> Given exercise
Restate, exactly and without pictures, the lines from the start of the listing below through the line holding "MdCode, MdFullscreen, MdMoreVert".

> Information provided

══════════

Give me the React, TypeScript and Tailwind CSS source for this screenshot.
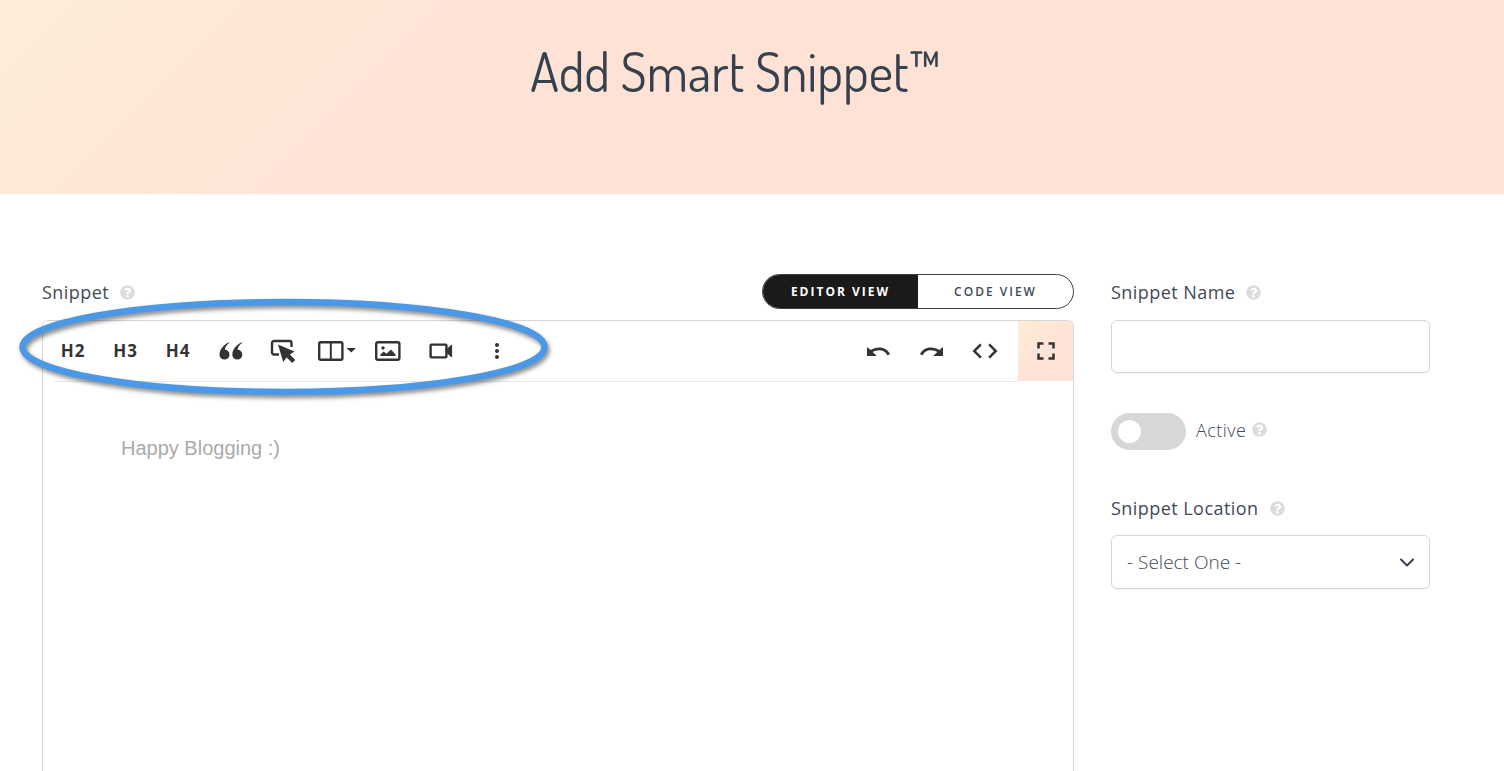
import { useState } from "react";
import type { ReactNode } from "react";
import { FaQuestionCircle } from "react-icons/fa";
import { MdCode, MdFullscreen, MdMoreVert } from "react-icons/md";

const QuoteIcon = () => (
  <svg width="24" height="18" viewBox="0 0 24 18" fill="currentColor">
    <path d="M10 .3C6.800 1.600 .5 6 .5 12.700a5 5 0 1 0 5.200-5.100c.5-2.600 2.200-5 4.700-6.800z" />
    <path d="M22.800 .3c-3.200 1.300-9.500 5.700-9.500 12.400a5 5 0 1 0 5.200-5.100c.5-2.600 2.200-5 4.700-6.800z" />
  </svg>
);

const ButtonIcon = () => (
  <svg width="26" height="24" viewBox="0 0 26 24" fill="none">
    <path d="M9 15.500H4A2 2 0 0 1 2 13.500V4A2 2 0 0 1 4 2H19.500A2 2 0 0 1 21.500 4V8" stroke="currentColor" strokeWidth="2.400" />
    <path d="M8 5.500l16.500 7-4.600 3 5.300 5.500-3 3-5.500-5.500-3.500 4.500z" fill="currentColor" />
  </svg>
);

const ColumnsIcon = () => (
  <svg width="38" height="20" viewBox="0 0 38 20" fill="none">
    <rect x="1.200" y="1.200" width="23.200" height="17.600" rx="1.500" stroke="currentColor" strokeWidth="2.400" />
    <path d="M12.800 1v18" stroke="currentColor" strokeWidth="2" />
    <path d="M28.500 7h9.500l-4.750 4.500z" fill="currentColor" />
  </svg>
);

const ImageIcon = () => (
  <svg width="26" height="20" viewBox="0 0 26 20" fill="none">
    <rect x="1.200" y="1.200" width="23.200" height="17.600" rx="1.800" stroke="currentColor" strokeWidth="2.400" />
    <circle cx="8" cy="7" r="1.700" fill="currentColor" />
    <path d="M5.500 15v-1.500l3-3 3 2.300 4.500-4.300 4.500 5V15z" fill="currentColor" />
  </svg>
);

const VideoIcon = () => (
  <svg width="24" height="16" viewBox="0 0 24 16" fill="none">
    <rect x="1.600" y="1.600" width="15.800" height="12.800" rx=".8" stroke="currentColor" strokeWidth="2.400" />
    <path d="M17.500 7l5-4.500v11l-5-4.500z" fill="currentColor" stroke="currentColor" strokeWidth="1.200" strokeLinejoin="round" />
  </svg>
);

const undoPath = "M0 0L3.600 3.100C6 1.300 8.900 .4 12.100 .4C17 .4 21.300 3 23 7.300L20.300 8.200C18.900 5 15.800 3.200 12.100 3.200C9.700 3.200 7.500 3.900 5.700 5.100L9.800 9H0Z";

const UndoIcon = () => (
  <svg width="23" height="9" viewBox="0 0 23 9" fill="currentColor">
    <path d={undoPath} />
  </svg>
);

const RedoIcon = () => (
  <svg width="23" height="9" viewBox="0 0 23 9" fill="currentColor">
    <path d={undoPath} transform="matrix(-1 0 0 1 23 0)" />
  </svg>
);

const textTools = [
  { name: "Heading 2", icon: "H2" },
  { name: "Heading 3", icon: "H3" },
  { name: "Heading 4", icon: "H4" },
  { name: "Quote", icon: <QuoteIcon /> },
  { name: "Button", icon: <ButtonIcon /> },
];

const historyTools = [
  { name: "Undo", icon: <UndoIcon /> },
  { name: "Redo", icon: <RedoIcon /> },
  { name: "Code", icon: <MdCode size={30} /> },
];

function ToolButton({ label, className, children }: { label: string; className: string; children: ReactNode }) {
  return (
    <button
      type="button"
      aria-label={label}
      className={`flex h-[60px] shrink-0 items-center justify-center text-[17px] font-bold tracking-[1px] ${className}`}
    >
      {children}
    </button>
  );
}

function Help() {
  return <FaQuestionCircle size={15} className="shrink-0 text-[#dcdcde]" />;
}

function FieldLabel({ htmlFor, children }: { htmlFor: string; children: ReactNode }) {
  return (
    <div className="flex h-6 items-center gap-[11px]">
      <label htmlFor={htmlFor} className="text-lg leading-6 tracking-wide">
        {children}
      </label>
      <Help />
    </div>
  );
}

export default function App() {
  const [view, setView] = useState("editor");
  const [active, setActive] = useState(false);

  return (
    <div className="flex min-h-screen flex-col bg-white font-['Open_Sans',sans-serif] text-[#414a57]">
      {/* Page header */}
      <header className="h-[194px] bg-[linear-gradient(135deg,#ffeed9_0%,#feead7_9%,#fde8d6_20%,#fee4d8_28%,#fde2d5_40%,#fde2d5_100%)] pt-[38px] pr-[74px] pl-[42px]">
        <h1 className="text-center font-['Dosis','Lato',sans-serif] text-[53px] leading-[68px] font-normal text-[#35414d]">
          Add Smart Snippet™
        </h1>
      </header>

      <main className="flex flex-1 gap-[37px] pt-20 pr-[74px] pl-[42px]">
        {/* Editor */}
        <section className="flex min-w-0 flex-1 flex-col">
          <div className="flex h-[46px] items-start justify-between">
            <div className="pt-[6px]">
              <FieldLabel htmlFor="snippet">Snippet</FieldLabel>
            </div>
            <div className="flex h-[35px] w-[312px] overflow-hidden rounded-full border border-[#35414d] text-xs tracking-[2px]">
              <button
                type="button"
                onClick={() => setView("editor")}
                className={`flex-1 ${view === "editor" ? "bg-[#1a1a1a] font-bold text-white" : "font-semibold"}`}
              >
                EDITOR VIEW
              </button>
              <button
                type="button"
                onClick={() => setView("code")}
                className={`flex-1 ${view === "code" ? "bg-[#1a1a1a] font-bold text-white" : "font-semibold"}`}
              >
                CODE VIEW
              </button>
            </div>
          </div>

          <div className="relative flex flex-1 flex-col rounded-t-md border border-b-0 border-[#d6d7d9]">
            <div className="flex justify-between text-[#333]">
              <div className="flex pl-1">
                <div className="flex w-[262px] justify-between">
                  {textTools.map((tool) => (
                    <ToolButton key={tool.name} label={tool.name} className="w-[52px]">
                      {tool.icon}
                    </ToolButton>
                  ))}
                </div>
                <ToolButton label="Columns" className="w-14">
                  <ColumnsIcon />
                </ToolButton>
                <ToolButton label="Image" className="w-[46px]">
                  <ImageIcon />
                </ToolButton>
                <ToolButton label="Video" className="w-[60px]">
                  <VideoIcon />
                </ToolButton>
                <ToolButton label="More" className="w-[52px]">
                  <MdMoreVert size={24} />
                </ToolButton>
              </div>
              <div className="flex">
                <div className="flex w-[166px] justify-between pr-[7px]">
                  {historyTools.map((tool) => (
                    <ToolButton key={tool.name} label={tool.name} className="w-[52px]">
                      {tool.icon}
                    </ToolButton>
                  ))}
                </div>
                <ToolButton
                  label="Fullscreen"
                  className="w-[55px] rounded-tr-md bg-[linear-gradient(135deg,#ffecd5_0%,#fee4d8_50%,#fde2d5_100%)]"
                >
                  <MdFullscreen size={30} />
                </ToolButton>
              </div>
            </div>
            <div className="mr-[55px] ml-3 border-t border-[#e8e8e8]" />
            <textarea
              id="snippet"
              placeholder="Happy Blogging :)"
              className="w-full flex-1 resize-none px-[78px] pt-[50px] font-['Liberation_Sans',Arial,sans-serif] text-xl leading-8 outline-none placeholder:text-[#aaa]"
            />

            {/* Highlight ring around the insert tools */}
            <svg
              className="pointer-events-none absolute -top-7 -left-7 drop-shadow-[2px_3px_2px_rgba(0,0,0,0.45)]"
              width="540"
              height="112"
              viewBox="0 0 540 112"
              fill="none"
            >
              <ellipse cx="268.500" cy="54" rx="261" ry="45" stroke="#4a98e6" strokeWidth="6.500" />
            </svg>
          </div>
        </section>

        {/* Settings */}
        <aside className="w-[319px] shrink-0 pt-[6px]">
          <FieldLabel htmlFor="snippet-name">Snippet Name</FieldLabel>
          <input
            id="snippet-name"
            type="text"
            className="mt-4 block h-[53px] w-full rounded-md border border-[#d6d7d9] px-4 text-lg shadow-xs outline-none"
          />

          <div className="mt-10 flex h-[37px] items-center">
            <input
              id="active"
              type="checkbox"
              role="switch"
              checked={active}
              onChange={() => setActive(!active)}
              className="h-[37px] w-[75px] shrink-0 appearance-none rounded-full bg-[#d6d7d9] before:mt-[7px] before:ml-[7px] before:block before:size-[23px] before:rounded-full before:bg-white checked:bg-[#1a1a1a] checked:before:ml-11"
            />
            <label htmlFor="active" className="mr-[6px] ml-[10px] pb-1 text-lg leading-6 font-light tracking-wide">
              Active
            </label>
            <div className="pb-1">
              <Help />
            </div>
          </div>

          <div className="mt-[46px]">
            <FieldLabel htmlFor="location">Snippet Location</FieldLabel>
          </div>
          <div className="relative mt-[15px]">
            <select
              id="location"
              className="block h-[54px] w-full appearance-none rounded-md border border-[#d6d7d9] bg-white px-[15px] text-[19px] font-light shadow-xs outline-none"
            >
              <option>- Select One -</option>
            </select>
            <svg
              className="pointer-events-none absolute top-5 right-4"
              width="14"
              height="14"
              viewBox="0 0 14 14"
              fill="none"
              stroke="#35414d"
              strokeWidth="2"
              strokeLinecap="round"
              strokeLinejoin="round"
            >
              <path d="M1 4.500l6 6 6-6" />
            </svg>
          </div>
        </aside>
      </main>
    </div>
  );
}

══════════

> Exercise answer
Give me the React, TypeScript and Tailwind CSS source for this screenshot.
import { useState } from "react";
import type { ReactNode } from "react";
import { FaQuestionCircle } from "react-icons/fa";
import { MdCode, MdFullscreen, MdMoreVert } from "react-icons/md";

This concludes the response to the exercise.